Movie director Ichikawa Jun died last week of a brain hemorrhage at a Tokyo hospital. He was 59. Sources say that up until last Thursday night, he had been working with staff editing the movie “Suutsu wo Kau” (Buy a Suit) for the upcoming Tokyo International Film Festival. He later was out dining alone when he collapsed. Ichikawa made his name in the TV commercial industry, wining a top award at Cannes in 1985. He made his movie debut with “BuSu” in 1987 and won his first domestic award with “Tsugumi” in 1990. 1997’s “Tokyo Yakyoku” (Tokyo Lullaby) won him a director’s award at the Montreal World Film Festival. Over two decades he made 21 movies, many critically acclaimed but not commercially successful. He pulled off a rare big-screen adaptation of a story by best-selling author Murakami Haruki with “Tony Takitani” in 2004. It picked up three awards at the Locarno Film Festival in Switzerland and was entered at the Sundance Film Festival.

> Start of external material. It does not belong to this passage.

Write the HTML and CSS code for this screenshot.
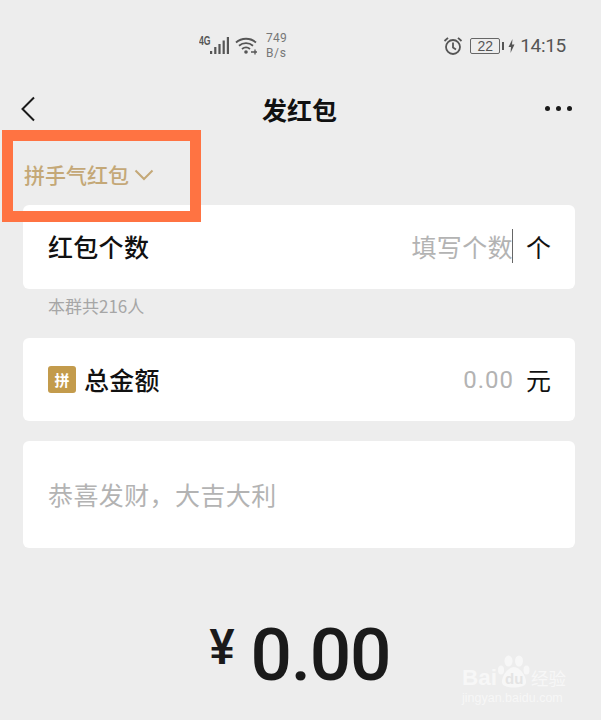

• Japan’s biggest rock band “came of age” yesterday, celebrating their 20th birthday. Twenty years to the day after they released “Dakara Sono Te wo Hanashite,” B’z (profile) played a 26-song set for 70,000 fans at the Nissan Stadium in Yokohama, kicking off with “Bad Communication,” the song that became their breakthrough single. Just like their 15th anniversary concert five years ago, the day was somewhat spoiled by heavy rain. The concert brought an end to their six-show anniversary tour.
• Kurosawa Akira’s classic movie “Rashomon” is to be remade in Hollywood. The project is planned as part of the “AK100 Project” in 2010, the 100th anniversary of Kurosawa’s birth. No director or stars have yet been named for the movie, but it is to be a joint Japanese-U.S.-Singapore project. The 1950 Oscar-winning original is still regarded as one of the best and most influential movies ever made. (Kurosawa Akira profile)
• Johnny’s Jimusho idol Yamashita Tomohisa (23) has graduated from Meiji University a bit later than planned. A member of the pop group NEWS, he was scheduled to graduate in the spring but was six credits short. He announced at the March opening of his movie “Kurosagi” that he would have to repeat a year. He spent the summer studying while also starring in the Fuji TV drama series “Code Blue.” He took part in the fall graduation ceremony in Tokyo last Friday.